On HP's Partner Enablement Strategy Under Apotheker ...

VJ: We had no Managed Print Services (MPS) business [several years ago]. Now we have a $7 billion contract value. I would say that you are going to see that kind of a movement slowly but steadily with more customers. And you will see more customers and devices under contract. Absolutely this is where the market is moving. We are helping partners because this is not going to be an easy transition. They have to rely on us and we absolutely are very supportive of that transition.

On HP's Software Strategy Under Apotheker ...

DeWitt: As we try to position ourselves in the New World order, because nobody's position is assured, we are pushing a portfolio that goes from the data center to the edge and an applications and services portfolio that goes from the application to the edge. That is a big change for us. Historically it has been my router against your router, my switch against your switch. We are elevating the story above the hardware stack.

On HP's Software Strategy Under Apotheker ...

Livermore: These steps of seeing, understanding and acting are what we bought our [security] software to enable us to do: to see what is going on in your [IT] environment, how do you understand it with correlations and analysis and how do you immediately put an action in place to deter or stop the intervention. That is really what our [security] software is all about. We feel great about what we have already and then what we can organically invest in R&D to develop ourself.

On HP's Software Strategy Under Apotheker ...
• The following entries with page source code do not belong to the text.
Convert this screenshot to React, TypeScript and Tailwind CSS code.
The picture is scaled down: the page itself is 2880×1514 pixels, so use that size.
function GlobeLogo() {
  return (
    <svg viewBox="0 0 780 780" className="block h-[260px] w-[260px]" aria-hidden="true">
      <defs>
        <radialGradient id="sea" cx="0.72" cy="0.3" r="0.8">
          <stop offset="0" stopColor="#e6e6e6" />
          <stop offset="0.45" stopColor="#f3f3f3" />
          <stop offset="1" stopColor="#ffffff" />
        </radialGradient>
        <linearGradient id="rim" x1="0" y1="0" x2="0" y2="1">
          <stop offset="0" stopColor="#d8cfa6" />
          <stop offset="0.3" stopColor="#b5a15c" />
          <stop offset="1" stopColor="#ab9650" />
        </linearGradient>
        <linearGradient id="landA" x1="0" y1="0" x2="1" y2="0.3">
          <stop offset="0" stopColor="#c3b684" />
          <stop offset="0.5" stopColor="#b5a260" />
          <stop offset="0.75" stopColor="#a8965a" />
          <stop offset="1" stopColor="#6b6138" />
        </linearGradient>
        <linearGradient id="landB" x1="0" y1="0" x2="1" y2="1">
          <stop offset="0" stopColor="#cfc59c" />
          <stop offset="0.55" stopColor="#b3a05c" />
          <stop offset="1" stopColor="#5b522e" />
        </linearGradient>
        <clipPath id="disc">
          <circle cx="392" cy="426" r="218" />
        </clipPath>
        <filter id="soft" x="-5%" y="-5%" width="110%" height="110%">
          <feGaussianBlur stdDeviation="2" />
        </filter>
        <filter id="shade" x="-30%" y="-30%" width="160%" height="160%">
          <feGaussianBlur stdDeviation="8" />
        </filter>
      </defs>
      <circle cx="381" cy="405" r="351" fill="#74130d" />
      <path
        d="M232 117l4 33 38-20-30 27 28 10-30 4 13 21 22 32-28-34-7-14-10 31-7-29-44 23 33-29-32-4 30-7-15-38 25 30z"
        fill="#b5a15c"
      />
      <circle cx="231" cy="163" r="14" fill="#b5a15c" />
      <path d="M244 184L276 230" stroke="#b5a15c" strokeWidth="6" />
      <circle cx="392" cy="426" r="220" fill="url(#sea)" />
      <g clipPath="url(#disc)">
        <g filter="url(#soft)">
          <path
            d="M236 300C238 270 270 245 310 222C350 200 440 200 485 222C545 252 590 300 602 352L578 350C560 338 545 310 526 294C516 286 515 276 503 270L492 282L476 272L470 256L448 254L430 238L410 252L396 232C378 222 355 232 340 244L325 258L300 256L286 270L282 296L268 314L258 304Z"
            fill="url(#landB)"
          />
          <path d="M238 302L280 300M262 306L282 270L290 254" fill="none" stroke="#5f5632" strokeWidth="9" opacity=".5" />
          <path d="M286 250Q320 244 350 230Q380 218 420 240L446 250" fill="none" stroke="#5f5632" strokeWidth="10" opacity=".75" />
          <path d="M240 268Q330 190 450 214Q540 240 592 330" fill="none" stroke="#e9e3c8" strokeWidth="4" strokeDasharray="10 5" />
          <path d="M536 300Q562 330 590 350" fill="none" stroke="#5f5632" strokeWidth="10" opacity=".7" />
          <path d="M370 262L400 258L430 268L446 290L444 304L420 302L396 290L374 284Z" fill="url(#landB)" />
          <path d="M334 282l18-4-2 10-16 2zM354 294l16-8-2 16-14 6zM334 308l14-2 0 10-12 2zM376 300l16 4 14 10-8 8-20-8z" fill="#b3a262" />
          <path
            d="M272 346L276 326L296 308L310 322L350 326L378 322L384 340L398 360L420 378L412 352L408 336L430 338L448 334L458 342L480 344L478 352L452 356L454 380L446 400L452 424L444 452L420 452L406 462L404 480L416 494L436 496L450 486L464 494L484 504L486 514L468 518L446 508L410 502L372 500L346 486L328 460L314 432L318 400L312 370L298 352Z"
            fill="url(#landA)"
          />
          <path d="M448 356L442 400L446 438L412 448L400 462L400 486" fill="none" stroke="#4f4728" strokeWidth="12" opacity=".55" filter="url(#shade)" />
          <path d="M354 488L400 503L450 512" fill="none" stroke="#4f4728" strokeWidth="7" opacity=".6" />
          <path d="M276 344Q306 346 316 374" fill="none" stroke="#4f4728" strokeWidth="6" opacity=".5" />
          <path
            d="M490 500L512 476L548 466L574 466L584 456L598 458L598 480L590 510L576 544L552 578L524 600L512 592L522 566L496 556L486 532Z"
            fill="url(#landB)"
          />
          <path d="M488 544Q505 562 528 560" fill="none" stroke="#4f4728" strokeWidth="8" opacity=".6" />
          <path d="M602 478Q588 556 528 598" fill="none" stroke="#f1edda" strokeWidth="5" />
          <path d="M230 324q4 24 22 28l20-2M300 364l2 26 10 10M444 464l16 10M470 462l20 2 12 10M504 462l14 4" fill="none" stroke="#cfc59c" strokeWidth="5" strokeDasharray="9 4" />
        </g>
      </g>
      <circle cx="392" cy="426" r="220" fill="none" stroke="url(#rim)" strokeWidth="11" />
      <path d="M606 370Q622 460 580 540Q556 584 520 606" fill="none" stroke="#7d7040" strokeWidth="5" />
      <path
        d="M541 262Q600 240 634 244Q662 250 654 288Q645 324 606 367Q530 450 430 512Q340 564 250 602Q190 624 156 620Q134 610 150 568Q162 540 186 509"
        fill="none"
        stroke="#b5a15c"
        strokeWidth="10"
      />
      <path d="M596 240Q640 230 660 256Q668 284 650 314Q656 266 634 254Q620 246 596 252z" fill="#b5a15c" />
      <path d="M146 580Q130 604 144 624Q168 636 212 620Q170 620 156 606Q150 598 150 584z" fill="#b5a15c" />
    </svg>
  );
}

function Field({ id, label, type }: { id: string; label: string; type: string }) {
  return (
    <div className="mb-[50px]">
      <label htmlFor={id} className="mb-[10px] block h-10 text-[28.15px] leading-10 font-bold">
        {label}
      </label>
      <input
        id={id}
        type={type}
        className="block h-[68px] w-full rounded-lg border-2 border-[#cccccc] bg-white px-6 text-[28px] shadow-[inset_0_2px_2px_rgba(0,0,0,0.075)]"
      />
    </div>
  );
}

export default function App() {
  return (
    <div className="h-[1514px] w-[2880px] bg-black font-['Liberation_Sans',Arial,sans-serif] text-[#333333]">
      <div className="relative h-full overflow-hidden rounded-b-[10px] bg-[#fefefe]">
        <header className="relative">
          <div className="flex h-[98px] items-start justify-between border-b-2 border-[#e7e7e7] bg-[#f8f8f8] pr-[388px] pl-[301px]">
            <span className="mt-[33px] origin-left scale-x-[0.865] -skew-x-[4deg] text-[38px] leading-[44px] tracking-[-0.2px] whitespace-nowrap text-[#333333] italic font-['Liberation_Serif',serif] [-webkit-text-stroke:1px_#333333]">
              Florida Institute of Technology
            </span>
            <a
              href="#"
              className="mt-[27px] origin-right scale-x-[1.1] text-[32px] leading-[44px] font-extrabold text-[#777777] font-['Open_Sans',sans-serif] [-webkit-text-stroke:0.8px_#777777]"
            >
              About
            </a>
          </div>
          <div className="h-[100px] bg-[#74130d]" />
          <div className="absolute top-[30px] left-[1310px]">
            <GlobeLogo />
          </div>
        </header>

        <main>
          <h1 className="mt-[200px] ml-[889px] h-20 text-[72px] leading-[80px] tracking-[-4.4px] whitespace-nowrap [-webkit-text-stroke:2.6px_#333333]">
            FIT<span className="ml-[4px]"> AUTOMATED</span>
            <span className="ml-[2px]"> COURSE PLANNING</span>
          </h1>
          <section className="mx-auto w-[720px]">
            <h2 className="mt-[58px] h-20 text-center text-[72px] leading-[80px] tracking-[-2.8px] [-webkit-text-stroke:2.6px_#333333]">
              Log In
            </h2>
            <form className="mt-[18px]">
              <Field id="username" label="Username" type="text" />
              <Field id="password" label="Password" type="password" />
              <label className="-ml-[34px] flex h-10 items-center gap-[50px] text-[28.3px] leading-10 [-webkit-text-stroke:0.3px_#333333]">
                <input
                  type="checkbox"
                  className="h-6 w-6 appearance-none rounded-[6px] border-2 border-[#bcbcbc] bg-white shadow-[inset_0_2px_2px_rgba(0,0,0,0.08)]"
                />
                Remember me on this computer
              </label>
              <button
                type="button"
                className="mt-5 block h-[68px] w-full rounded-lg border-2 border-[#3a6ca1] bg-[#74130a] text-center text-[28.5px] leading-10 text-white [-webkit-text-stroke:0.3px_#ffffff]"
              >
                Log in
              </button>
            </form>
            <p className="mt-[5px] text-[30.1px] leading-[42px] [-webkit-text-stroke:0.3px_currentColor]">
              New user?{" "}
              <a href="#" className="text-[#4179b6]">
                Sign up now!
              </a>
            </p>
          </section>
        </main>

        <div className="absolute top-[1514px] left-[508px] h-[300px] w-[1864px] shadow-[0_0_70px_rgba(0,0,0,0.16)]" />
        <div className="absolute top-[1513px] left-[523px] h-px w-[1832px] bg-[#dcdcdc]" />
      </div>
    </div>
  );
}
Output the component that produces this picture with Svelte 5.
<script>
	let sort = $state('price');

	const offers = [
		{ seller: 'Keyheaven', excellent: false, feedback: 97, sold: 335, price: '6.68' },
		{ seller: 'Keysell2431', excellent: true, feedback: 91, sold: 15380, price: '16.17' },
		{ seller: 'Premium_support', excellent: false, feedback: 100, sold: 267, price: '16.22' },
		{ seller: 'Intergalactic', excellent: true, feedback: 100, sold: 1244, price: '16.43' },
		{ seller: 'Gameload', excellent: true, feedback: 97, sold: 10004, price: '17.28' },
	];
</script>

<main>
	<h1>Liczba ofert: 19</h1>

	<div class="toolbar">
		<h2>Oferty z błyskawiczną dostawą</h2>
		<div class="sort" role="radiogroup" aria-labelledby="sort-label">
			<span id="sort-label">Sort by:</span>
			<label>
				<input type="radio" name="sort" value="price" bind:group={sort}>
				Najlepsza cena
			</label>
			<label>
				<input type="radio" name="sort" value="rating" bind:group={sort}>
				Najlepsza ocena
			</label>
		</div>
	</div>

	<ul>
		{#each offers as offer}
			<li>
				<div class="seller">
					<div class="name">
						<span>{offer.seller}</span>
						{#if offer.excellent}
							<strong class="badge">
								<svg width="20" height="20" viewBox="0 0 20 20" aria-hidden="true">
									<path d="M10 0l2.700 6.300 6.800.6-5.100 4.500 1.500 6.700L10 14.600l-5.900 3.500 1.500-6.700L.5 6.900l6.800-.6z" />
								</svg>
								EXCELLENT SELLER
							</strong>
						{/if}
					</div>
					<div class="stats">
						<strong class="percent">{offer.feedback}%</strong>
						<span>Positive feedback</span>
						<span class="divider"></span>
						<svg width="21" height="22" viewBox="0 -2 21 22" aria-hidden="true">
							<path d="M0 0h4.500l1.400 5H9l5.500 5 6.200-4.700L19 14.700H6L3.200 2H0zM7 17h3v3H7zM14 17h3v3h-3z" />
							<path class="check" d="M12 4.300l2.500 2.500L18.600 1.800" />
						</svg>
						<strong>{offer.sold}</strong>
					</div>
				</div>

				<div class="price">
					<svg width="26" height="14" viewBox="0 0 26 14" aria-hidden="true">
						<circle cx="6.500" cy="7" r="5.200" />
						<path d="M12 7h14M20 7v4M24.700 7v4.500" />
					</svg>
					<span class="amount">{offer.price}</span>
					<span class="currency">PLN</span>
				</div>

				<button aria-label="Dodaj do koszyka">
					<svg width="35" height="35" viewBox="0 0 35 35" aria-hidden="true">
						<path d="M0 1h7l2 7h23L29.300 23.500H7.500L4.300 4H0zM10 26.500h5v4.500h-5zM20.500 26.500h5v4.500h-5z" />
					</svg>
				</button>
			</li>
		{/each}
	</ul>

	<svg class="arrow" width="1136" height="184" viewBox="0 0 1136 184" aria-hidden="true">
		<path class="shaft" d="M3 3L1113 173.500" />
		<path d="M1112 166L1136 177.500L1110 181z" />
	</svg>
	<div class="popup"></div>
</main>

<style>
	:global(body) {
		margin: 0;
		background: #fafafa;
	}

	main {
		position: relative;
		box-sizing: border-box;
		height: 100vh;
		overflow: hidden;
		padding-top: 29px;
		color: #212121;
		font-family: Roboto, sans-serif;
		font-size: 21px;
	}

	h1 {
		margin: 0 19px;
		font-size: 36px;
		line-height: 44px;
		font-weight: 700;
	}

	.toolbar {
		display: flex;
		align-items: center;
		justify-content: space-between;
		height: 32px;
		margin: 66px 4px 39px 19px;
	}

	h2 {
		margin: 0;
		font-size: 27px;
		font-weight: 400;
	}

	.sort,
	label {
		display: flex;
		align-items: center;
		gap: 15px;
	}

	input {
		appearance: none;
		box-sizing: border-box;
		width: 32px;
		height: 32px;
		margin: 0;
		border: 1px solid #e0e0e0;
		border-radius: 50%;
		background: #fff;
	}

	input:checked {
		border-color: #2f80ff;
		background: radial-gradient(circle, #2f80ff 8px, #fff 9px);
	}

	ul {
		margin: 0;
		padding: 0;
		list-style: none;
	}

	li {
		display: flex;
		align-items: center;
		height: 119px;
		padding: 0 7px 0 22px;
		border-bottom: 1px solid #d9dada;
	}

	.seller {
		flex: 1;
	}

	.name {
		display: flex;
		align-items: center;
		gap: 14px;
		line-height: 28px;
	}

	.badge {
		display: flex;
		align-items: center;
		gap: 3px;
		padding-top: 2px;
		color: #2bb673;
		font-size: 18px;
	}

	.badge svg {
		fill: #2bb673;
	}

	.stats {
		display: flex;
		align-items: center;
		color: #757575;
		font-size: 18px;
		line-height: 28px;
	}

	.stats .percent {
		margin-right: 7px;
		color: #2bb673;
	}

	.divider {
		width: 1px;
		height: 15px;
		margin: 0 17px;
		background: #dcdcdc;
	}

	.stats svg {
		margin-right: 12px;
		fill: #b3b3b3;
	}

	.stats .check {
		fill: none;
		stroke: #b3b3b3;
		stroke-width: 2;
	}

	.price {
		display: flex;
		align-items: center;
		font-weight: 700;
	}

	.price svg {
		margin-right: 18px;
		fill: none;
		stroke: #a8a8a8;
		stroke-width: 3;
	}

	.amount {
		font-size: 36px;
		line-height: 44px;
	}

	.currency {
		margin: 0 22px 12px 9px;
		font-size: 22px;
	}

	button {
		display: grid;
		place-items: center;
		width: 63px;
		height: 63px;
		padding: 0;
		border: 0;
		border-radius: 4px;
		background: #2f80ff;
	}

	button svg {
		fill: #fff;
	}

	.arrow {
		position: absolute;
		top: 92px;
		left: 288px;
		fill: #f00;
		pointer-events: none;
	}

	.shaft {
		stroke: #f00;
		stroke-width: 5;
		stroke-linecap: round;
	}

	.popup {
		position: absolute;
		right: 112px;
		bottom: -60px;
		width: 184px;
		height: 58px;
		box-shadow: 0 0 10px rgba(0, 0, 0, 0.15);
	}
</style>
VJ: I think that what Leo brings that is very valuable is the software because software is the glue. About 70 percent of our R&D is about software. He is really going to help us in making that software into a really profitable growth business for us. And secondly, I truly believe he is bringing his expertise in building true vertical solutions. That is an area where we have a lot to learn and he has already done it. Those two things are going to be extremely valuable.